I’m voting for Barack Obama because this era demands a president who will include all of us in the debate over our future, whether or not we agree on every issue. And while I do not agree with Senator Obama on every issue, it does not matter so much to me, because this election campaign is about so much more than individuals and their pet issues. It is about the reacquisition of an ideal that has been stolen away from us.
I’m voting for Barack Obama because for now, at this time in history, I believe Barack Obama to be the best antidote we’ve got to the darkness and division we’ve endured for too many years. He’s our best hope to re-dignify the office of President of the United States with a stature that symbolizes the awesomeness of America. He’s our best hope not to make change, but to remind us of our ability to make change.
I’m voting for Barack Obama because there is no question Obama is an icon of hope. And despite ridicule to the contrary, hope does matter. When people join movements to realize raised hopes, our nation has a chance of changing for the better. When they damp their hopes, as his opponents throughout this campaign have suggested, the status quo is preserved. Hope and fear, future and past are the determining factors in this election. Not gender, not race. Will grouchy and divided Americans be driven primarily by their fears, or by their hopes? By their nostalgia for some “better” past, or by the courage to face a new future? The possibility of a new president named Barack Hussein Obama hangs on the answer.
Yes, we can! Si se puede!
Update: Yeah! Rec List! First time since March…thanks everyone!!!

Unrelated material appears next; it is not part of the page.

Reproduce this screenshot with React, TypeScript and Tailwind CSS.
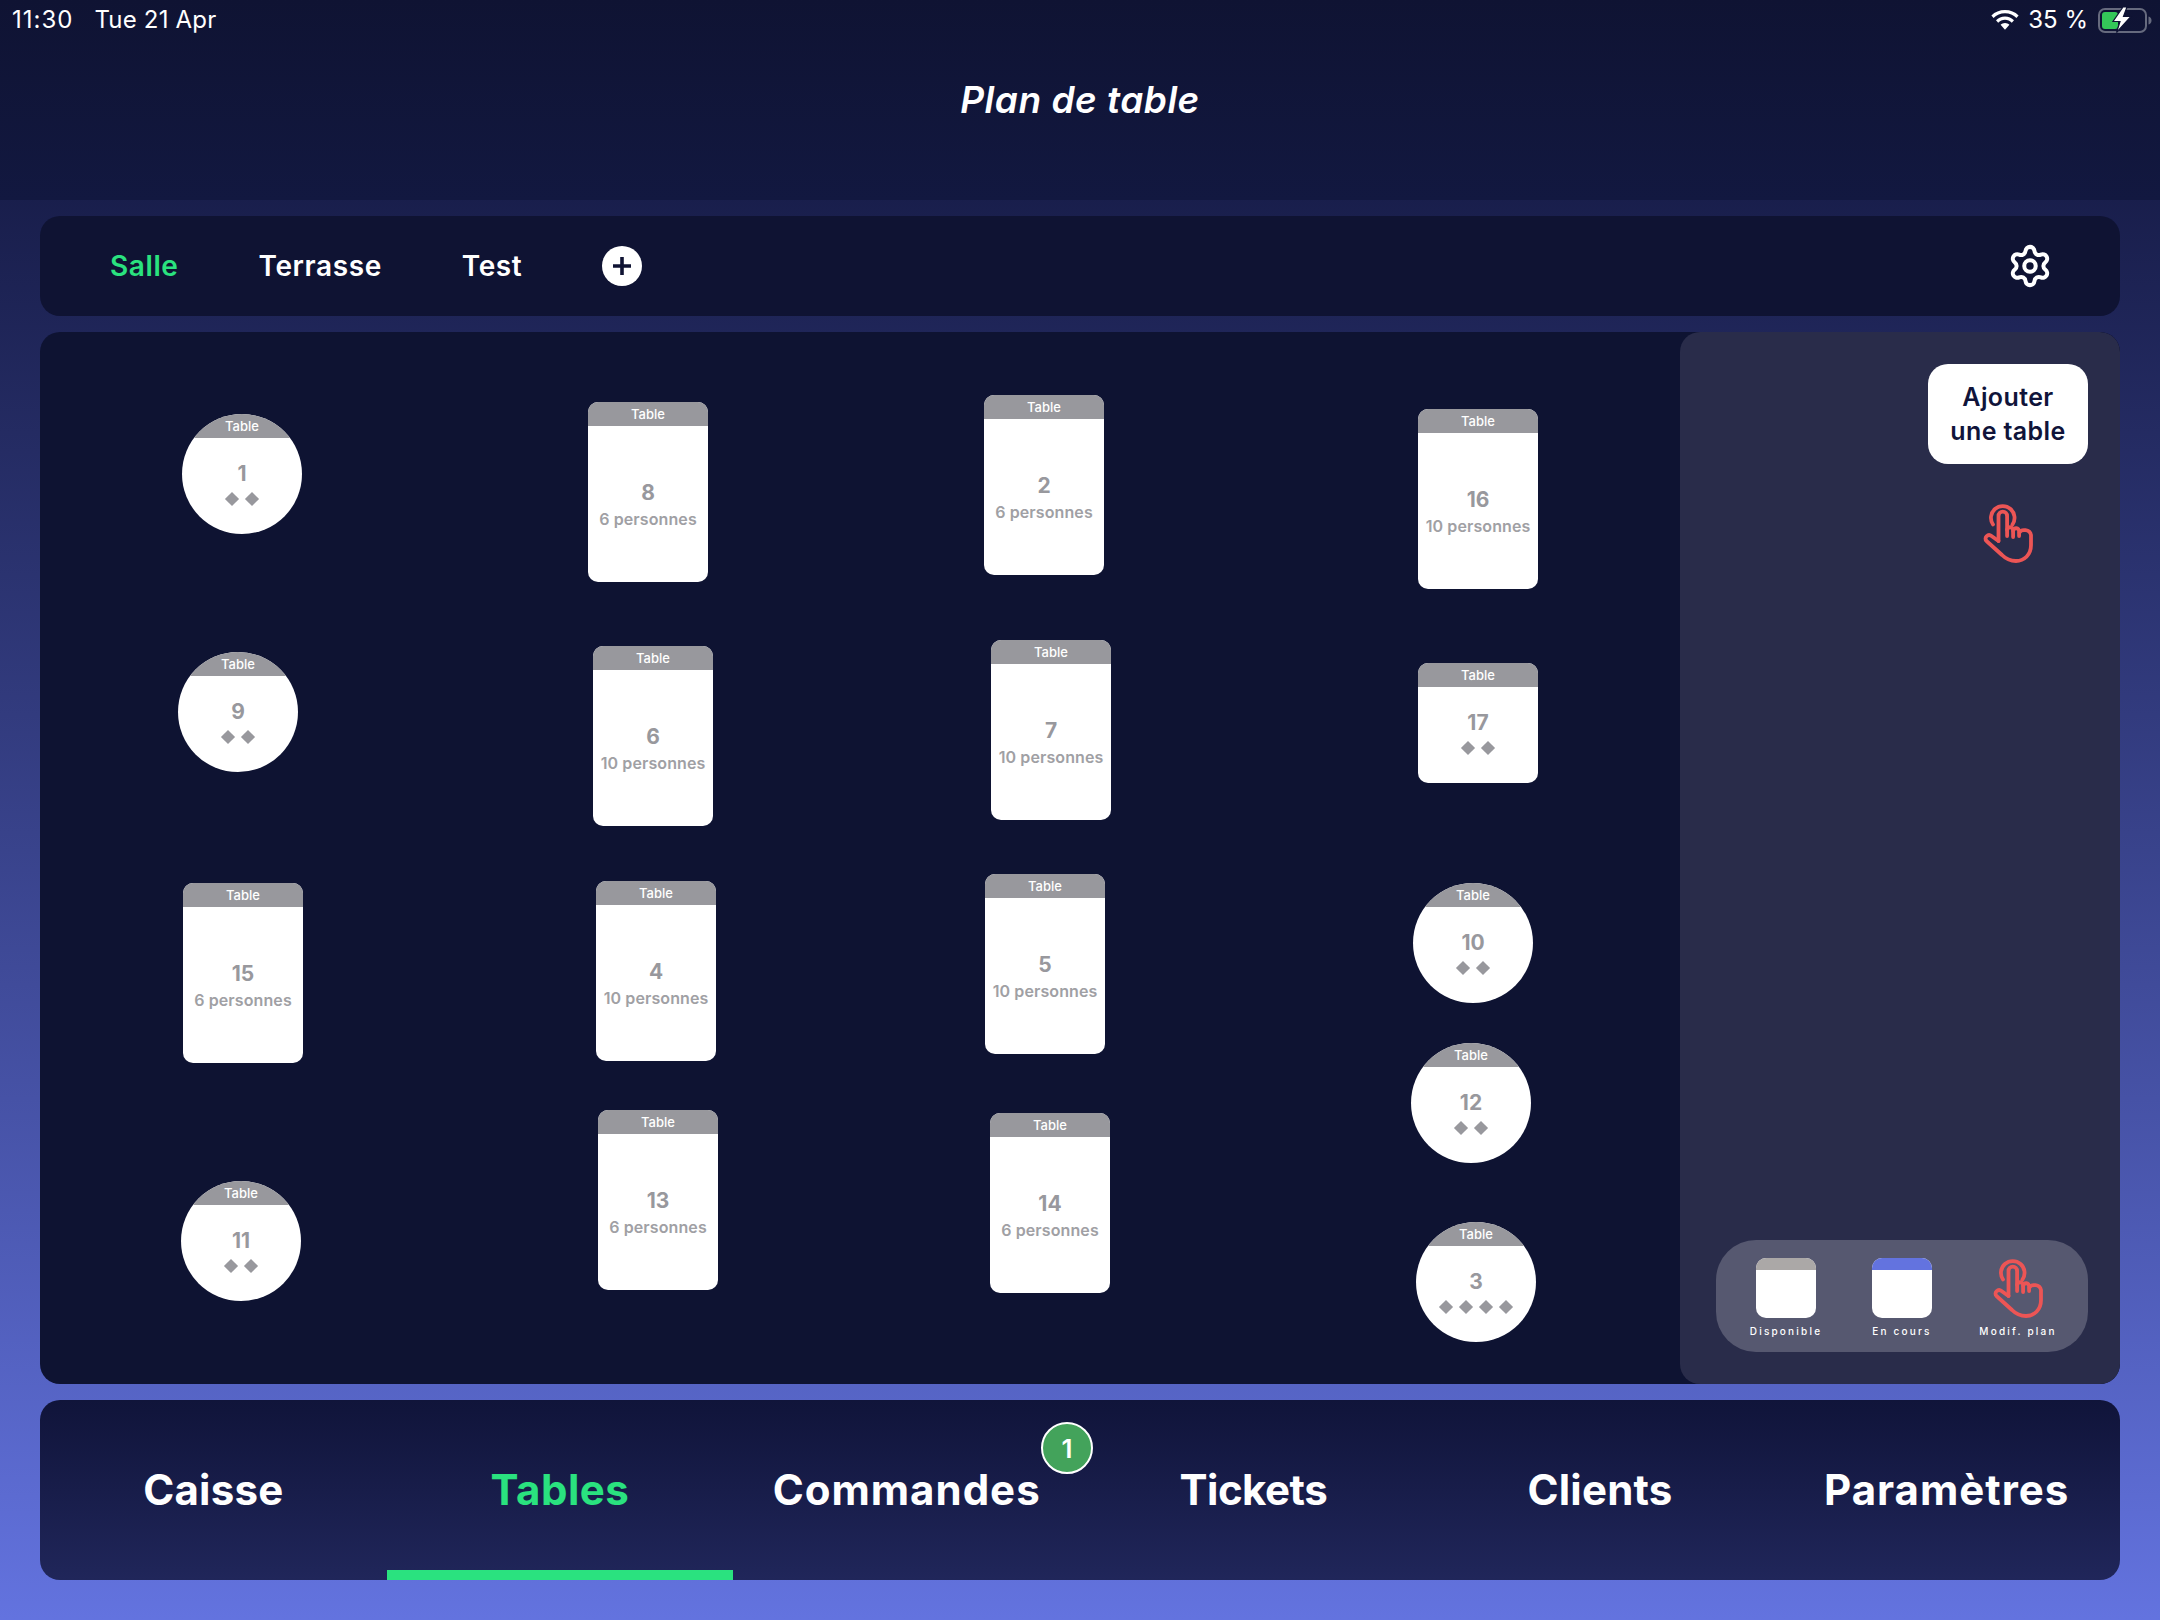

Update II: The overwhelmingly positive response to this diary is the biggest honor I’ve received since having met Senator Barack Obama here in Eugene, Oregon back on May 9th. Yes, I met the next President of the United States, and the picture of that meeting sits here still, framed, next to my computer. It inspires me every day, and to think that I’ve helped inspire others brings tears to my eyes. Thanks everyone. What a fantastic place is DailyKos.